Negative judgments are intrinsically more absolutist than positive judgments somehow, and the implication of that absolutism is that the negativity inheres with that being judged in a much stronger way than is the case with positive judgments.

Or think about pleasure versus disgust. Something that gives pleasure may be seen as being intrinsically good, but things that incite disgust almost always are seen as being intrinsically bad.

This is why we should (and, in fact, usually do in face-to-face interactions) behave differently when disagreeing with negative evaluations than we do when disagreeing with positive evaluations. When we say that we like something in response to someone else saying that they don't like it, we don't expect them to take offense and, in fact, I think we probably worry that they'll turn their ire on us. When we say that we dislike something to someone who likes something, we tend to be more tactful about it, for fear of giving offense.

Online, though, people are much more willing to give offense. I think that we should be much more careful than we are when expressing these kinds of negative judgments, because people do naturally take offense.

Anyway, I first spent a lot of time thinking about all this stuff back when The Blair Witch Project was released. Like your experience with people saying something is funny, I was flabbergasted at the number of people asserting that the film was not scary. And very often they were quite explicit about saying that it absolutely wasn't inherently scary and that there was something somehow wrong with those people who were frightened. And that's sort of what you were describing in the "that's not funny" example. There's often an implication that those who do find something funny, or scary, or enjoyable, are people who are defective in some respect. It's weird. Because I see "funny" or "scary" as being simply descriptive of how people react — if people laugh, or are frightened, then it's true.
posted by Ivan Fyodorovich at 1:13 AM on December 15, 2013 [2 favorites]


Roses are red,
Violets are blue,
Some poems rhyme;
This one doesn't.


Which reminds of the Taliban Valentines Day poem:

Roses are red,
Violets are blue,
We will ban poetry,
Death to America.
posted by Wordshore at 2:40 AM on December 15, 2013 [1 favorite]

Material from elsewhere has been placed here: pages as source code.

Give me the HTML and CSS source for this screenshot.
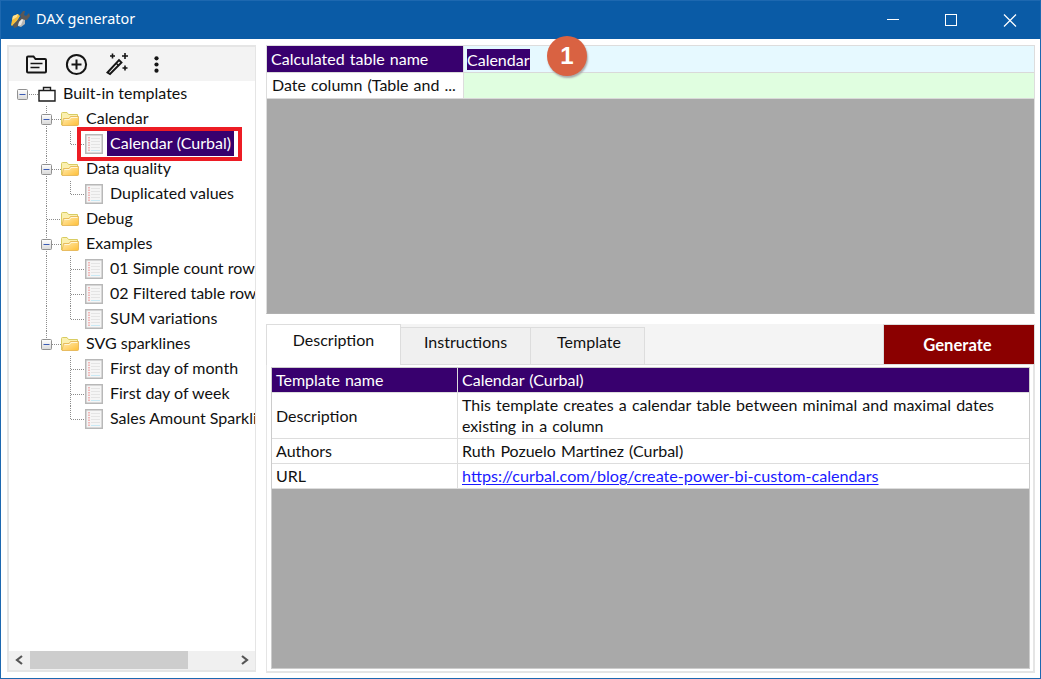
FILE: index.html
```html
<!DOCTYPE html>
<html lang="en">
<head>
<meta charset="utf-8">
<title>DAX generator</title>
<link rel="stylesheet" href="styles.css">
</head>
<body>
<svg class="defs" width="0" height="0">
  <defs>
    <linearGradient id="gold" x1="0" y1="0" x2="1" y2="1"><stop offset="0" stop-color="#ffeeb8"/><stop offset="1" stop-color="#ffbf36"/></linearGradient>
    <linearGradient id="boxfill" x1="0" y1="0" x2="0" y2="1"><stop offset="0" stop-color="#fff"/><stop offset="1" stop-color="#d8d8d8"/></linearGradient>
    <symbol id="minus" viewBox="0 0 11 11"><rect x=".5" y=".5" width="10" height="10" rx="1" fill="url(#boxfill)" stroke="#919191"/><path d="M2.500 5.500h6" stroke="#3c5cb4"/></symbol>
    <symbol id="folder" viewBox="0 0 18 14"><path d="M.5 13V1.500Q.5.5 1.500.5H6l1.500 2H16.500V5" fill="#fbf0b0" stroke="#d8cc62"/><path d="M1 13.500L2.500 6.500H8l1.500-2h8v8q0 1-1 1z" fill="url(#gold)" stroke="#e2b14c" stroke-width=".8"/><path d="M3.500 7.500h5L10 5.500h6.500" fill="none" stroke="#fff6d8"/></symbol>
    <symbol id="doc" viewBox="0 0 18 20"><rect x=".75" y=".75" width="16.500" height="18.500" fill="#f5f5f5" stroke="#b8b8b8" stroke-width="1.500"/><path d="M4 3v14" stroke="#f0a4a4" stroke-width="1.500" stroke-dasharray="1.500 1"/><path d="M6 4.500h9M6 7.500h9M6 10.500h9M6 13.500h9" stroke="#e4e4e4"/><path d="M6 16.500h9" stroke="#c9e9f5"/></symbol>
    <symbol id="case" viewBox="0 0 18 16"><path d="M1 4.500h16v10.500H1zM5.500 4V1.500h7V4" fill="none" stroke="#1c1c1c" stroke-width="1.400"/></symbol>
  </defs>
</svg>
<div class="window">
  <header class="titlebar">
    <svg class="app-icon" width="20" height="20" viewBox="0 0 20 20"><path d="M3 6l5-2 2 2-3 5-5 5-1-1z" fill="#f5bd3b"/><path d="M3 6l5-2-1 3-5 3z" fill="#ffe191"/><path d="M3 15l8-8-1-2 3-4 2 0-1 4 2 1 3-3 1 3-3 4-3 0-7 7-3 1z" fill="#5b5856"/><path d="M9 12l3-3 3 1v4l-4 3-3-1z" fill="#b5b5b3"/><path d="M9 12l3-3 1 1-2 5-3 1z" fill="#e9e9e6"/></svg>
    <h1>DAX generator</h1>
    <svg class="caption" width="160" height="38" viewBox="0 0 160 38" fill="none" stroke="#fff"><path d="M7 18.500h12"/><rect x="65.500" y="13.500" width="11" height="11"/><path d="M124 13.500l12 12M136 13.500l-12 12" stroke-width="1.200"/></svg>
  </header>
  <main class="content">
    <aside class="sidebar">
      <nav class="toolbar">
        <svg width="150" height="34" viewBox="0 0 150 34" fill="none" stroke="#151515" stroke-width="2">
          <path d="M18 10.500q0-1 1-1h5.500l2 2.500H36q1 0 1 1v11.500q0 1-1 1H19q-1 0-1-1z"/><path d="M21.500 16.500h12M21.500 20.500h9" stroke-width="1.700"/>
          <circle cx="67.500" cy="17.500" r="9.600"/><path d="M67.500 12.500v10M62.500 17.500h10"/>
          <path d="M98.500 25.500L110 13l2.500 2.500L101 27z" stroke-width="1.900"/><path d="M107 16l2.700 2.700" stroke-width="1.500"/>
          <path d="M103.500 6.500v5M101 9h5M116 6v6M113 9h6M116 18.500v5M113.500 21h5" stroke-width="1.600"/>
          <g fill="#151515" stroke="none"><circle cx="147.500" cy="11.300" r="2.100"/><circle cx="147.500" cy="17.500" r="2.100"/><circle cx="147.500" cy="23.700" r="2.100"/></g>
        </svg>
      </nav>
      <ul class="tree">
        <li><svg width="51" height="25"><path class="guide" d="M20 13.500h9"/><use href="#minus" x="8" y="8" width="11" height="11"/><use href="#case" x="29" y="5" width="18" height="16"/></svg><span>Built-in templates</span></li>
        <li><svg width="74" height="25"><path class="guide" d="M37.500 0V25M43 13.500h9"/><use href="#minus" x="32" y="8" width="11" height="11"/><use href="#folder" x="52" y="6" width="18" height="14"/></svg><span>Calendar</span></li>
        <li><svg width="98" height="25"><path class="guide" d="M37.500 0V25M61.500 0V13.500H76"/><use href="#doc" x="76" y="3" width="18" height="20"/></svg><span class="selected">Calendar (Curbal)</span></li>
        <li><svg width="74" height="25"><path class="guide" d="M37.500 0V25M43 13.500h9"/><use href="#minus" x="32" y="8" width="11" height="11"/><use href="#folder" x="52" y="6" width="18" height="14"/></svg><span>Data quality</span></li>
        <li><svg width="98" height="25"><path class="guide" d="M37.500 0V25M61.500 0V13.500H76"/><use href="#doc" x="76" y="3" width="18" height="20"/></svg><span>Duplicated values</span></li>
        <li><svg width="74" height="25"><path class="guide" d="M37.500 0V25M38 13.500h14"/><use href="#folder" x="52" y="6" width="18" height="14"/></svg><span>Debug</span></li>
        <li><svg width="74" height="25"><path class="guide" d="M37.500 0V25M43 13.500h9"/><use href="#minus" x="32" y="8" width="11" height="11"/><use href="#folder" x="52" y="6" width="18" height="14"/></svg><span>Examples</span></li>
        <li><svg width="98" height="25"><path class="guide" d="M37.500 0V25M61.500 0V25M62 13.500H76"/><use href="#doc" x="76" y="3" width="18" height="20"/></svg><span>01 Simple count rows</span></li>
        <li><svg width="98" height="25"><path class="guide" d="M37.500 0V25M61.500 0V25M62 13.500H76"/><use href="#doc" x="76" y="3" width="18" height="20"/></svg><span>02 Filtered table rows</span></li>
        <li><svg width="98" height="25"><path class="guide" d="M37.500 0V25M61.500 0V13.500H76"/><use href="#doc" x="76" y="3" width="18" height="20"/></svg><span>SUM variations</span></li>
        <li><svg width="74" height="25"><path class="guide" d="M37.500 0V8M43 13.500h9"/><use href="#minus" x="32" y="8" width="11" height="11"/><use href="#folder" x="52" y="6" width="18" height="14"/></svg><span>SVG sparklines</span></li>
        <li><svg width="98" height="25"><path class="guide" d="M61.500 0V25M62 13.500H76"/><use href="#doc" x="76" y="3" width="18" height="20"/></svg><span>First day of month</span></li>
        <li><svg width="98" height="25"><path class="guide" d="M61.500 0V25M62 13.500H76"/><use href="#doc" x="76" y="3" width="18" height="20"/></svg><span>First day of week</span></li>
        <li><svg width="98" height="25"><path class="guide" d="M61.500 0V13.500H76"/><use href="#doc" x="76" y="3" width="18" height="20"/></svg><span>Sales Amount Sparkli</span></li>
      </ul>
      <div class="scrollbar">
        <svg width="21" height="18" viewBox="0 0 21 18"><path d="M13 5l-5 4 5 4" fill="none" stroke="#555" stroke-width="2.200"/></svg>
        <div class="thumb"></div>
        <svg class="end" width="21" height="18" viewBox="0 0 21 18"><path d="M8 5l5 4-5 4" fill="none" stroke="#555" stroke-width="2.200"/></svg>
      </div>
    </aside>
    <section class="right">
      <div class="params">
        <div class="param head"><div class="name">Calculated table name</div><div class="value blue"><span class="edit">Calendar</span></div></div>
        <div class="param"><div class="name second">Date column (Table and ...</div><div class="value green"></div></div>
      </div>
      <div class="details">
        <div class="tabs">
          <div class="tab active">Description</div>
          <div class="tab instr">Instructions</div>
          <div class="tab templ">Template</div>
          <div class="filler"></div>
          <button class="generate">Generate</button>
        </div>
        <div class="page">
          <div class="info">
            <div class="row top"><div class="key">Template name</div><div class="val">Calendar (Curbal)</div></div>
            <div class="row tall"><div class="key">Description</div><div class="val">This template creates a calendar table between minimal and maximal dates<br>existing in a column</div></div>
            <div class="row"><div class="key">Authors</div><div class="val">Ruth Pozuelo Martinez (Curbal)</div></div>
            <div class="row"><div class="key">URL</div><div class="val"><a href="#">https://curbal.com/blog/create-power-bi-custom-calendars</a></div></div>
          </div>
        </div>
      </div>
    </section>
  </main>
  <div class="highlight"></div>
  <div class="step">1</div>
</div>
</body>
</html>
```
FILE: styles.css
```css
* { box-sizing: border-box; }
body { margin: 0; font: 16px/21px Lato, "Liberation Sans", sans-serif; color: #111; }
.defs { position: absolute; }
.window { position: relative; display: flex; flex-direction: column; width: 1041px; height: 679px; background: #fff; border: 1px solid #1d68b0; overflow: hidden; }
.titlebar { display: flex; align-items: center; height: 38px; flex: none; padding-left: 9px; background: #0a5ba6; color: #fff; }
.app-icon { flex: none; margin-right: 6px; }
.titlebar h1 { flex: 1; margin: 0; padding-bottom: 2px; font: 14.400px/36px "Noto Sans", sans-serif; }
.content { display: flex; flex: 1; min-height: 0; padding: 6px 5px 6px 6px; gap: 10px; }
.sidebar { display: flex; flex-direction: column; width: 249px; height: 627px; border: 2px solid #e5e5e5; border-right-width: 1px; }
.toolbar { height: 34px; flex: none; background: #f3f3f3; }
.toolbar svg { display: block; width: 150px; height: 34px; overflow: visible; }
.tree { flex: 1; margin: 0; padding: 0; list-style: none; overflow: hidden; }
.tree li { display: flex; height: 25px; white-space: nowrap; line-height: 23px; }
.tree svg { flex: none; }
.tree li span { height: 25px; padding: 0 3px; flex: none; }
.guide { fill: none; stroke: #8c8c8c; stroke-dasharray: 1 1; }
.tree .selected { background: #38006e; color: #fff; word-spacing: .5px; }
.scrollbar { display: flex; height: 19px; flex: none; background: #f0f0f0; border-bottom: 1px solid #f0f0f0; }
.thumb { width: 158px; background: #cdcdcd; }
.end { margin-left: auto; }
.right { display: flex; flex-direction: column; width: 769px; gap: 10px; }
.params { height: 269px; background: #a9a9a9; border: 1px solid #ddd; border-bottom-color: #b0b0b0; }
.param { display: flex; height: 26px; border-bottom: 1px solid #d9d9d9; background: #fff; line-height: 25px; word-spacing: 1px; }
.param.head { height: 27px; }
.name { width: 197px; padding-left: 4px; border-right: 1px solid #ddd; white-space: nowrap; }
.head .name { background: #38006e; color: #fff; }
.second { padding-left: 5px; line-height: 24px; }
.value { flex: 1; padding: 3px; }
.blue { background: #e6f9ff; }
.green { background: #e0fee0; }
.edit { display: block; width: 63px; height: 21px; line-height: 21px; background: #38006e; color: #fff; white-space: nowrap; }
.details { display: flex; flex-direction: column; height: 348px; }
.tabs { display: flex; align-items: flex-end; height: 41px; flex: none; background: #f4f4f4; }
.tab { text-align: center; }
.active { width: 135px; height: 41px; line-height: 30px; background: #fff; border: 1px solid #ddd; border-bottom: 0; }
.instr, .templ { height: 38px; line-height: 28px; background: #f0f0f0; border: 1px solid #ddd; border-left: 0; }
.instr { width: 130px; }
.templ { width: 114px; padding-left: 3px; }
.filler { flex: 1; height: 41px; border-bottom: 1px solid #ddd; }
.generate { width: 152px; height: 41px; padding: 0; border: 1px solid #ddd; background: #8b0000; color: #fff; font: bold 16.600px/36px Lato, sans-serif; padding-right: 3px; }
.page { flex: 1; padding: 2px 3px 2px 4px; border: 0 solid #e5e5e5; border-width: 0 2px 2px 1px; }
.info { height: 302px; width: 759px; background: #a9a9a9; border: 1px solid #ccc; word-spacing: 1px; }
.row { display: flex; height: 25px; border-bottom: 1px solid #ddd; background: #fff; line-height: 24px; }
.key { width: 186px; padding-left: 4px; border-right: 1px solid #ddd; }
.val { padding-left: 4px; white-space: nowrap; }
.top { background: #38006e; color: #fff; }
.tall { height: 46px; line-height: 45px; }
.tall .val { line-height: 21px; padding-top: 1px; }
a { color: #1a1aff; font-size: 16.160px; text-decoration: underline; text-underline-offset: 2px; }
.highlight { position: absolute; left: 76px; top: 126px; width: 165px; height: 34px; border: 4px solid #ed1c24; }
.step { position: absolute; left: 546px; top: 35px; width: 40px; height: 40px; border-radius: 50%; background: #d96242; color: #fff; font: bold 24px/39px "Liberation Sans", sans-serif; text-align: center; box-shadow: 1px 2px 2px #aaa; }
```
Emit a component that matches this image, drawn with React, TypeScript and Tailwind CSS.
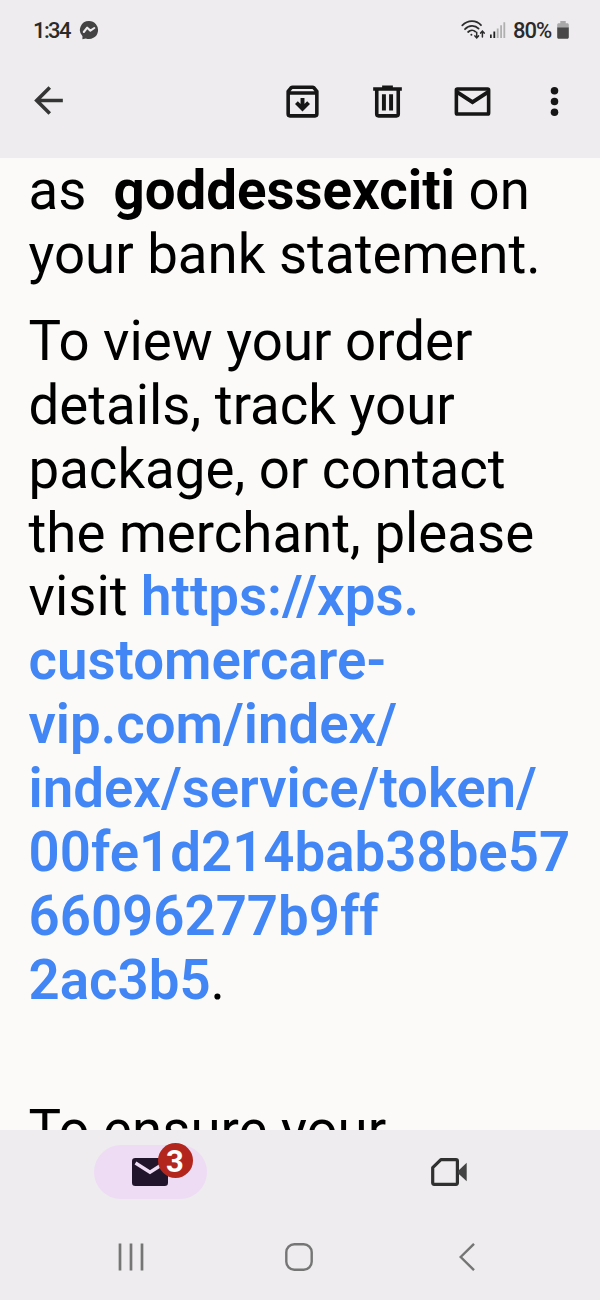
import React from "react";

interface IconProps {
  className?: string;
}

const MessengerIcon: React.FC<IconProps> = ({ className }) => (
  <svg viewBox="0 0 20 20" className={className}>
    <path d="M10 1a9 9 0 1 1-3.2 17.4L3.4 19.3l.1-3A9 9 0 0 1 10 1z" fill="#434343" />
    <path d="M4.8 12l3.4-4.3 3.2 2.9L15.3 8" fill="none" stroke="#eeecee" strokeWidth="2.1" strokeLinejoin="round" strokeLinecap="round" />
  </svg>
);

const WifiIcon: React.FC<IconProps> = ({ className }) => (
  <svg viewBox="0 0 24 20" className={className} fill="none" stroke="#2c2c2c" strokeWidth="1.8" strokeLinecap="round">
    <path d="M1.3 5.4C6.8-.2 15.2-.2 20 5.2" />
    <path d="M4 9.2c4-4.4 10-4.4 13.6-.6" />
    <path d="M7.1 12c2.3-2.2 5.3-2.2 7.2-.4" />
    <circle cx="10.4" cy="14.7" r="1" fill="#2c2c2c" stroke="none" />
    <path d="M15.7 12.3v5M13.9 15.9l1.8 1.9 1.8-1.9" strokeWidth="1.5" />
    <path d="M21.4 17v-5M19.6 13.1l1.8-1.9 1.8 1.9" strokeWidth="1.5" />
  </svg>
);

const SignalIcon: React.FC<IconProps> = ({ className }) => (
  <svg viewBox="0 0 16 18" className={className}>
    <path d="M0 13.5h1.7V17H0zM3.4 10.5h1.8V17H3.4z" fill="#222" />
    <path d="M6.8 7.4h1.8V17H6.8zM10.2 4.3H12V17h-1.8zM13.4 1.2h1.8V17h-1.8z" fill="#b1b0b1" />
  </svg>
);

const BatteryIcon: React.FC<IconProps> = ({ className }) => (
  <svg viewBox="0 0 12 18" className={className}>
    <path d="M3.3 0h5.4v2.2h1.6c.9 0 1.5.6 1.5 1.5V7H.2V3.7c0-.9.6-1.5 1.5-1.5h1.6z" fill="#a9a9a9" />
    <path d="M.2 6.4h11.6v9.8c0 .9-.6 1.5-1.5 1.5H1.7c-.9 0-1.5-.6-1.5-1.5z" fill="#484848" />
  </svg>
);

const BackIcon: React.FC<IconProps> = ({ className }) => (
  <svg viewBox="0 0 24 24" className={className} fill="#353535">
    <path d="M20 11H7.83l5.59-5.59L12 4l-8 8 8 8 1.41-1.41L7.83 13H20v-2z" />
  </svg>
);

const ArchiveIcon: React.FC<IconProps> = ({ className }) => (
  <svg viewBox="0 0 24 24" className={className} fill="none" stroke="#161616" strokeWidth="2">
    <path d="M4 19V6.3L5.6 4.4Q6 4 6.5 4h11q.5 0 .9.4L20 6.3V19q0 1-1 1H5q-1 0-1-1zM4 7.3h16" strokeLinejoin="round" />
    <path d="M12 10v5.5M8.6 12.6L12 16l3.4-3.4" strokeWidth="2.2" />
  </svg>
);

const TrashIcon: React.FC<IconProps> = ({ className }) => (
  <svg viewBox="0 0 24 24" className={className} fill="none" stroke="#161616" strokeWidth="2">
    <path d="M4 5h16M9 4h6" />
    <path d="M6 5v14q0 1 1 1h10q1 0 1-1V5" />
    <path d="M10 8v9M14 8v9" strokeWidth="2.2" />
  </svg>
);

const MailIcon: React.FC<IconProps> = ({ className }) => (
  <svg viewBox="0 0 24 24" className={className} fill="none" stroke="#161616" strokeWidth="2">
    <rect x="3" y="5" width="18" height="14" rx="0.6" strokeLinejoin="round" />
    <path d="M3.2 6.6L12 12.4l8.8-5.8" strokeWidth="2.2" />
  </svg>
);

const MoreIcon: React.FC<IconProps> = ({ className }) => (
  <svg viewBox="0 0 24 24" className={className} fill="#161616">
    <circle cx="12" cy="6" r="2.1" />
    <circle cx="12" cy="12" r="2.1" />
    <circle cx="12" cy="18" r="2.1" />
  </svg>
);

const MailFilledIcon: React.FC<IconProps> = ({ className }) => (
  <svg viewBox="0 0 36 28" className={className}>
    <rect width="36" height="28" rx="3.3" fill="#21152b" />
    <path d="M3.5 5L18 14.2 32.5 5" fill="none" stroke="#eedcf5" strokeWidth="3.3" />
  </svg>
);

const VideoIcon: React.FC<IconProps> = ({ className }) => (
  <svg viewBox="0 0 36 28" className={className}>
    <path
      d="M1.7 9.7L9.9 1.7H25q1.4 0 1.4 1.4v21.7q0 1.5-1.4 1.5H3.2q-1.5 0-1.5-1.5z"
      fill="none"
      stroke="#303030"
      strokeWidth="3.2"
      strokeLinejoin="round"
    />
    <path d="M27 13l8.7-8.2v18.5L27 15.2z" fill="#434343" />
  </svg>
);

const toolbarActions = [
  { name: "Archive", Icon: ArchiveIcon },
  { name: "Delete", Icon: TrashIcon },
  { name: "Mark unread", Icon: MailIcon },
];

const linkLines = [
  "customercare-",
  "vip.com/index/",
  "index/service/token/",
  "00fe1d214bab38be57",
  "66096277b9ff",
];

const App: React.FC = () => {
  return (
    <div className="flex h-[1300px] w-[600px] flex-col overflow-hidden bg-[#eeecee] font-['Roboto',sans-serif]">
      {/* Status bar */}
      <div className="flex h-[60px] shrink-0 items-center justify-between pl-[33px] pr-[31px] text-[22px] font-medium text-[#2a2a2a]">
        <div className="flex items-center gap-2">
          <span className="w-[38px] whitespace-nowrap tracking-[-1.6px]">1:34</span>
          <MessengerIcon className="size-5" />
        </div>
        <div className="flex items-center">
          <WifiIcon className="h-5 w-6" />
          <SignalIcon className="ml-[5px] h-[18px] w-4" />
          <span className="ml-[7px] w-[41px] whitespace-nowrap tracking-[-1px]">80%</span>
          <BatteryIcon className="ml-[3px] h-[18px] w-3" />
        </div>
      </div>

      {/* Toolbar */}
      <div className="flex h-[98px] shrink-0 items-start pl-[27px] pr-[24px] pt-5">
        <BackIcon className="-mt-px size-[43px]" />
        <div className="ml-auto flex gap-[42px]">
          {toolbarActions.map(({ name, Icon }) => (
            <Icon key={name} className="size-[43px]" />
          ))}
        </div>
        <MoreIcon className="ml-[39px] size-[43px]" />
      </div>

      {/* Message body */}
      <div className="flex h-[972px] shrink-0 flex-col gap-[23px] overflow-hidden whitespace-nowrap bg-[#fbfaf8] pl-[28.5px] pt-px text-[54.6px] leading-[63.9px] text-black">
        <p>
          as&nbsp; <b className="font-bold">goddessexciti</b> on
          <br />
          your bank statement.
        </p>
        <p>
          To view your order
          <br />
          details, track your
          <br />
          package, or contact
          <br />
          the merchant, please
          <br />
          visit{" "}
          <a className="font-semibold text-[#4285f4]">
            https://xps.
            {linkLines.map((line) => (
              <span key={line} className="block">
                {line}
              </span>
            ))}
            2ac3b5
          </a>
          .
        </p>
        <p className="pt-[63px]">To ensure your</p>
      </div>

      {/* App tabs */}
      <div className="flex h-[85px] shrink-0 items-start pt-[15px]">
        <div className="flex w-1/2 justify-center">
          <div className="relative flex h-[54px] w-[113px] items-center justify-center rounded-full bg-[#eedcf5]">
            <MailFilledIcon className="h-7 w-9" />
            <span className="absolute left-[64px] top-[-2px] flex size-[35px] items-center justify-center rounded-full bg-[#b3261e] pt-[2px] text-[31px] leading-none font-bold text-white">
              3
            </span>
          </div>
        </div>
        <div className="flex h-[54px] w-1/2 items-center justify-center pr-[2px]">
          <VideoIcon className="h-7 w-9" />
        </div>
      </div>

      {/* System navigation */}
      <div className="flex h-[85px] shrink-0 items-start pl-[118px] pt-[28px]">
        <svg viewBox="0 0 27 28" className="h-7 w-[27px]" stroke="#757575" strokeWidth="2.7">
          <path d="M2 .5v27M13 .5v27M24 .5v27" />
        </svg>
        <svg viewBox="0 0 28 28" className="ml-[140px] size-7" fill="none" stroke="#757575" strokeWidth="2.4">
          <rect x="1.3" y="1.3" width="25.4" height="25.4" rx="8" />
        </svg>
        <svg viewBox="0 0 16 28" className="ml-[146px] h-7 w-4" fill="none" stroke="#757575" strokeWidth="2.4">
          <path d="M15 .8L1.7 14 15 27.2" />
        </svg>
      </div>
    </div>
  );
};

export default App;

Which reminds me of the MeTa everyday poem:

Roses are rosy
Violets are violet
Poems are poemy
Chatfilter is banned
posted by Namlit at 5:59 AM on December 15, 2013 [1 favorite]


I disagree Katherine
posted by john123357 at 5:55 PM on December 17, 2013


Well, yes, we know you disagree that they were chatfilter. You've posted them, and now defended them. However, Katherine was trying to explain to you why they looked like chatfilter to her. Which, fine, you want to disagree, but you can either learn from what's been said here or continue to get your questions deleted.
posted by klangklangston at 6:34 PM on December 17, 2013 [1 favorite]


You also haven't given examples of other questions that are still up on AskMe which you think are chatty. Perhaps if you gave an example of something you thought was "chatty", we could point out to you why it was allowed to stay and yours wasn't.
posted by EmpressCallipygos at 7:33 PM on December 17, 2013


I disagree Katherine

Who the heck is Katherine?
posted by KathrynT at 9:04 PM on December 17, 2013 [2 favorites]


this is why we need a several hour edit window
posted by klangklangston at 9:56 PM on December 17, 2013 [4 favorites]


About chatty questions:

Again, the shortcut phrase "chatfilter" applies not only to questions that may be chatty in themselves but also to

--> questions that will trigger chatty answers.

This could be caused by the selected topic, the wideness or narrowness with which this topic is being addressed, and/or the way a question is phrased otherwise, down to the choice of single words.


It's really a matter of judgment on the side of the Asker. You're supposed to put yourself into the shoes of the people you're addressing, that is, to anticipate how they may react to what you write - it's a live-and-learn thing, and not everyone is equally able to do this well.
To be insecure about how to ask questions that are better attuned to the vibe of this site is not anyone's "fault", and there's no reason for getting defensive about it, even if some answers in this thread may seem implicitly or explicitly critical. Also, you're fine disagreeing with people here. Heck, some good people here disagree most of the time about something.